Aber auch weniger amouröse Gründe spielen eine Rolle: unbezahlte Soldzahlungen, Hunger, mangelnde Ausrüstung, fehlende medizinische Versorgung – kurz: die russische Armee behandelt ihre Männer wie Einwegmunition mit Uniform. Einer der Deserteure fasste es lakonisch zusammen:
„Wir hatten nur zwei Optionen: sterben oder desertieren. Ich habe mich für das Unpatriotischere entschieden – das Leben.“
Putins Front: ein Arbeitsplatz mit Aufstiegschancen – im Grab
Die Zustände im Feld sind grotesk. Russische Offiziere werden zitiert, sie betrachteten „den Verlust eines Panzers als schwerwiegender als den von 20 Männern“. Denn Panzer kosten Geld, Soldaten nur Papierkram.
Wer desertiert, riskiert Folter, Demütigung oder Tod. Aber bleiben ist auch keine Lösung – dort drohen dieselben Konsequenzen, nur etwas später. So gleicht das russische Heer einem Betrieb, bei dem niemand kündigen darf, aber trotzdem alle gehen.
In einigen Einheiten wurden sogenannte „Sperrtrupps“ aufgestellt – Soldaten, die hinter den eigenen Reihen stehen, um Fliehende zu erschießen. Eine Art internes Anti-Fluchtprogramm mit finaler Personalmaßnahme. Russische Kommandeure nennen das „Motivation durch Feuerkraft“.
Und wer gefasst wird, erlebt oft Schlimmeres: die „Karussell-Strafe“. Deserteure werden an Fahrzeuge gebunden und über Felder geschleift, bis sie „wieder kampfbereit“ sind oder die Landschaft sehr gut kennen. Offiziell ist das eine „moralische Lektion“. Inoffiziell: ein makabrer Freizeitpark für Sadisten in Uniform.
Propaganda gegen Physik
Währenddessen erklärt das russische Staatsfernsehen unermüdlich, dass alles unter Kontrolle sei. Sprecher betonen, Russland habe die „höchste Moral seit dem Großen Vaterländischen Krieg“. Das stimmt sogar – nur dass die Moral nicht mehr im Heer, sondern bei den Fliehenden zu finden ist.

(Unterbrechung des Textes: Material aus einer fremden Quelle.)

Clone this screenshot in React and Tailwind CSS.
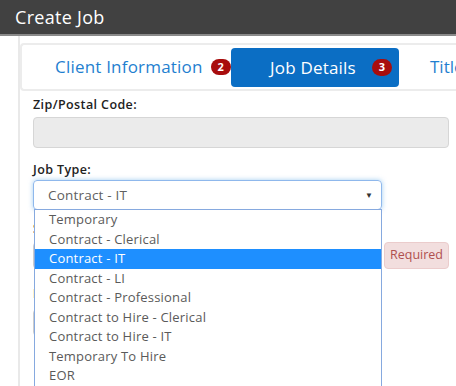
import React from "react";

const items = [
  "Temporary",
  "Contract - Clerical",
  "Contract - IT",
  "Contract - LI",
  "Contract - Professional",
  "Contract to Hire - Clerical",
  "Contract to Hire - IT",
  "Temporary To Hire",
  "EOR",
];

export default function App() {
  return (
    <div
      className="w-[456px] h-[386px] overflow-hidden bg-white relative"
      style={{ fontFamily: '"Open Sans", "Liberation Sans", sans-serif' }}
    >
      <div className="h-[36px] bg-[#414141] border-b-2 border-[#8a8a8a] flex items-center pl-[15px] text-white text-[18px] font-medium tracking-[0.3px]">
        Create Job
      </div>
      <div className="ml-[18px] border-l-2 border-[#e9e9e9] h-[400px] pt-[7px]">
        <div className="h-[48px] border-2 border-r-0 border-[#ececec] rounded-l-[4px] flex items-center">
          <div className="flex items-center pl-[33px] w-[209px] shrink-0">
            <span className="text-[17px] text-[#1f7fd0] tracking-[0.2px]">Client Information</span>
            <span className="ml-[8px] w-[20px] h-[16px] shrink-0 rounded-full bg-[#a80d0d] text-white text-[11px] font-bold flex items-center justify-center">
              2
            </span>
          </div>
          <div className="mt-[1px] w-[168px] h-[39px] shrink-0 bg-[#0b6ec4] rounded-[4px] flex items-center pl-[39px]">
            <span className="text-[17px] text-white tracking-[0.2px]">Job Details</span>
            <span className="ml-[16px] w-[20px] h-[17px] shrink-0 rounded-full bg-[#a80d0d] text-white text-[11px] font-bold flex items-center justify-center">
              3
            </span>
          </div>
          <div className="ml-[31px] text-[17px] text-[#1f7fd0] shrink-0">Title</div>
        </div>

        <div className="pl-[13px] pt-[4px]">
          <div className="text-[12.5px] font-semibold text-[#222] h-[20px] leading-[20px] tracking-[0.4px]">Zip/Postal Code:</div>
          <div className="mt-[2px] w-[416px] h-[31px] bg-[#ebebeb] border border-[#d6d6d6] rounded-[4px]" />
          <div className="mt-[12px] text-[12.5px] font-semibold text-[#222] h-[20px] leading-[20px] tracking-[0.4px]">Job Type:</div>
          <div className="relative w-[349px]">
            <div className="h-[30px] border border-[#8fb8ec] rounded-[4px] shadow-[0_0_5px_rgba(102,175,233,0.6)] flex items-center pl-[14px] pr-[8px] text-[13.5px] text-[#606060] tracking-[0.2px]">
              <span className="flex-1">Contract - IT</span>
              <span className="text-[8px] text-[#333]">▼</span>
            </div>
            <div className="mt-[10px] text-[12px] font-semibold text-[#222]">Salary:</div>
            <div className="mt-[4px] flex items-center w-[420px]">
              <div className="w-[349px] h-[27px] shrink-0 border border-[#ccc] rounded-[4px]" />
              <div className="ml-[2px] w-[65px] h-[27px] shrink-0 bg-[#f2dede] border border-[#ebcccc] rounded-[4px] text-[12.5px] text-[#b0504e] flex items-center justify-center">
                Required
              </div>
            </div>
            <div className="mt-[16px] text-[12px] font-semibold text-[#222]">Rate:</div>
            <div className="mt-[6px] w-[349px] h-[27px] border border-[#ccc] rounded-[4px]" />

            <div className="absolute left-[1px] top-[29px] w-[348px] h-[200px] bg-white border border-[#86a9df] text-[13px] text-[#5a5a5a] tracking-[0.2px]">
              {items.map((it) => (
                <div
                  key={it}
                  className={
                    "h-[19.5px] leading-[19.5px] pl-[14px] " +
                    (it === "Contract - IT" ? "bg-[#1e8fff] text-white" : "")
                  }
                >
                  {it}
                </div>
              ))}
            </div>
          </div>
        </div>
      </div>
    </div>
  );
}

In Moskau nennt man Desertion „Fake News westlicher Agenten“. Dumm nur, dass mittlerweile selbst Militärgerichte überlaufen sind – allerdings nicht mit Angeklagten, sondern mit Richtern, die selbst weg wollen.
Und so kämpft Russland unermüdlich weiter – gegen die Realität. Ein hochrangiger Offizier, anonym zitiert, meinte:
„Wir haben keine Angst vor dem Westen. Wir haben Angst vor unseren eigenen Soldaten, wenn sie noch denken könnten.“
Die Ukraine: weniger Flucht, mehr Frust
Auch in der Ukraine gibt es Fälle von Fahnenflucht – aber dort winkt statt Folter eine Amnestie. Wer freiwillig zurückkehrt, darf bleiben. Wer an die Front zurückmuss, bekommt wenigstens Schuhe. Das ist in Russland schon Luxus. Kiew lockt mit höheren Gehältern, Macron mit Rhetorik, und Putin mit Drohungen. Man darf raten, wer die geringste Bewerberquote hat.
Das Vaterland läuft auf Reserve
Russlands Krieg ist längst kein Krieg mehr, sondern ein logistischer Albtraum mit Leichenrate. Eine Armee, die Soldaten mit Gewalt festhält, ist keine Armee mehr – sie ist eine Gefängnisverwaltung in Tarnfarben.
Putins Reich der Ordnung zeigt sich hier von seiner kafkaesken Seite: Er nennt es Disziplin, wenn Deserteure gefoltert werden, und Effizienz, wenn die Verluste fünfstellige Dimensionen erreichen. In Wahrheit ist es ein System, das seine Menschen schneller verbraucht als seine Munition.
Ein russischer Blogger brachte es auf den Punkt – bevor sein Account gelöscht wurde:
„Die Armee kämpft nicht mehr für Russland. Sie kämpft ums Überleben – und manchmal nur darum, wegzukommen.“
Und so ziehen sie davon, Schritt für Schritt, Schützengraben für Schützengraben. Putin nennt es „taktische Neuordnung“. Der Rest der Welt nennt es, was es ist: die größte Fluchtbewegung seit Napoleon – nur diesmal in entgegengesetzter Richtung.